Organisations are under increasing pressure to improve their environmental sustainability. With the acute rise in energy costs, both consumers and businesses are looking to reduce costs. For consumers, this might be a hot water bottle and for businesses, this includes things such as running data centres on renewables. With the impending Corporate Sustainability Reporting Directive (CSRD) in the EU, sensible decision makers are starting to prioritise reduced overall energy consumption, making use of tools that instil accuracy and accountability when it comes to achieving sustainability goals. In order to effectively reduce energy costs and carbon emissions, it is imperative that progress can be measured.

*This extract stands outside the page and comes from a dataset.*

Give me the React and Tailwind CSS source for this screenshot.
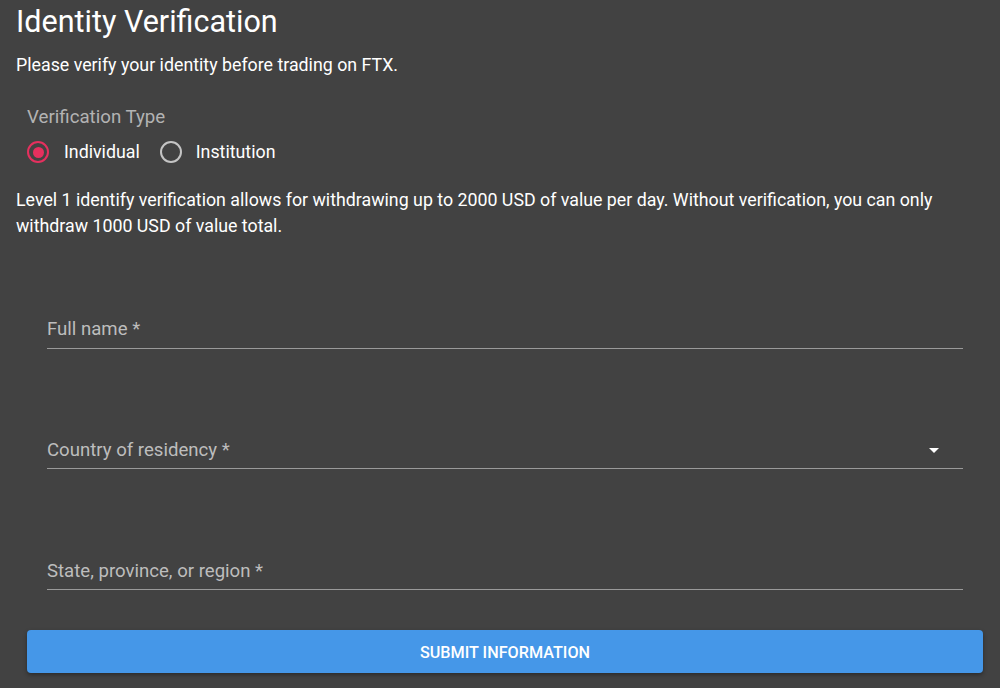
export default function App() {
  const fields = [
    { label: 'Full name', cls: 'mt-[79px] pb-[6px]', select: false },
    { label: 'Country of residency', cls: 'mt-[90px] pb-[5px]', select: true },
    { label: 'State, province, or region', cls: 'mt-[91px] pb-[5px]', select: false },
  ];

  return (
    <div className="min-h-screen w-full bg-[#424242] px-4 pt-1 font-['Roboto',sans-serif] text-white">
      <h1 className="text-[30.5px] leading-[36px] font-normal">Identity Verification</h1>
      <p className="mt-[13px] text-[17.8px] leading-6">Please verify your identity before trading on FTX.</p>

      {/* Verification type */}
      <div className="ml-[11px] mt-[28px]">
        <div className="text-[18.7px] leading-6 text-[#b3b3b3]">Verification Type</div>
        <div className="mt-[11px] flex items-center h-6">
          <span className="flex h-[22px] w-[22px] items-center justify-center rounded-full border-2 border-[#e5305e]">
            <span className="h-[11px] w-[11px] rounded-full bg-[#e5305e]" />
          </span>
          <span className="ml-[15px] text-[17.8px]">Individual</span>
          <span className="ml-[20px] h-[22px] w-[22px] rounded-full border-2 border-[#c4c4c4]" />
          <span className="ml-[14px] text-[17.8px]">Institution</span>
        </div>
      </div>

      <p className="mt-[23px] text-[17.8px] leading-[26px]">
        Level 1 identify verification allows for withdrawing up to 2000 USD of value per day. Without verification, you can only withdraw 1000 USD of value total.
      </p>

      {/* Fields */}
      {fields.map((f) => (
        <div key={f.label} className={`${f.cls} ml-[31px] mr-[21px] border-b border-[#9a9a9a]`}>
          <div className="flex h-6 items-center justify-between">
            <span className="text-[18.6px] text-[#bdbdbd]">
              {f.label} *
            </span>
            {f.select && (
              <svg width="24" height="24" viewBox="0 0 24 24" className="mr-[17px] mb-[2px]" fill="#ffffff">
                <path d="M7 10l5 5 5-5z" />
              </svg>
            )}
          </div>
        </div>
      ))}

      <button className="mt-[40px] ml-[11px] mr-px flex h-[43px] w-[956px] items-center justify-center rounded bg-[#4597e8] pt-[3px] text-[16.2px] font-medium uppercase text-white shadow-[0_2px_4px_rgba(0,0,0,0.35)]">
        Submit Information
      </button>
    </div>
  );
}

  1. The Metaverse is coming. But not quite yet

The Metaverse – or some version of it – has been hotly anticipated for the past decade, with big brands promising to deliver a world-changing virtual reality experience. Unfortunately, it’s still not materialised and as such, people are losing confidence. However, don’t lose interest yet. Its potential to revolutionise is clear to see, but we’re still searching for that killer app. Only once we find that viral use case will we really engage and change people and hook them into repeated visits and experiences. With the sums of money Meta is putting into its Metaverse project, that app may not be too far away – so keep your eyes peeled.

  1. Implementing cloud will not be enough. You’ll need a smart strategy to match

Cloud is fundamentally engrained in our business operations, but many business leaders take it for granted. Whilst it is an incredibly powerful tool for digital transformation, it is not a magical solution that always works perfectly and without repute. According to our Multi-Cloud Maturity Index, cloud for many has become chaotic and complex, which is slowing them down. The most successful leaders need to ensure their CTO and tech teams are not building their strategy around the cloud, but instead on building powerful distributed apps (including to the edge) as these are what will drive differentiation in the market. It’s then up to their IT infrastructure and architecture teams to establish which multi-cloud approach will give them the capabilities they need to build and sustain those apps, the customer and employee experience. “Don’t be led by the cloud, but be led by the apps, then pick the right bits of the right clouds to build them with.” This is what we are defining as ‘cloud smart’ and will be essential for organisations looking to stay ahead of the pack.

  1. Organisations that prioritise data-led decisions will steal market share

Many British C-suite leaders fear having to hold and process huge volumes of data, due to the risk of regulatory breaches and heavy fines. However, according to recent VMware research of 100 C-suite executives in Forbes Top 2000 companies, fifty-eight per cent fear they will fall behind if they don’t make better use of their data. Innovation can’t be put on ice, especially in economic downturns. It isn’t a nice-to-have, it is what creates competitive advantage, attracts and retains employees, and creates shared value. Data is key to this. If business leaders can better utilise their data, they will be better placed to generate real business advantage from their innovation investments.

Ultimately, with the UK facing an imminent recession, most businesses are unlikely to have the budget required to invest in all of these technologies in the next 12 months. As these technologies continue to evolve and develop in the long-term, we’ll only see them become more commonplace and ingrained in our daily business practices. It’s therefore important to work with your CTO to decipher exactly what your company needs and should prioritise in the coming year.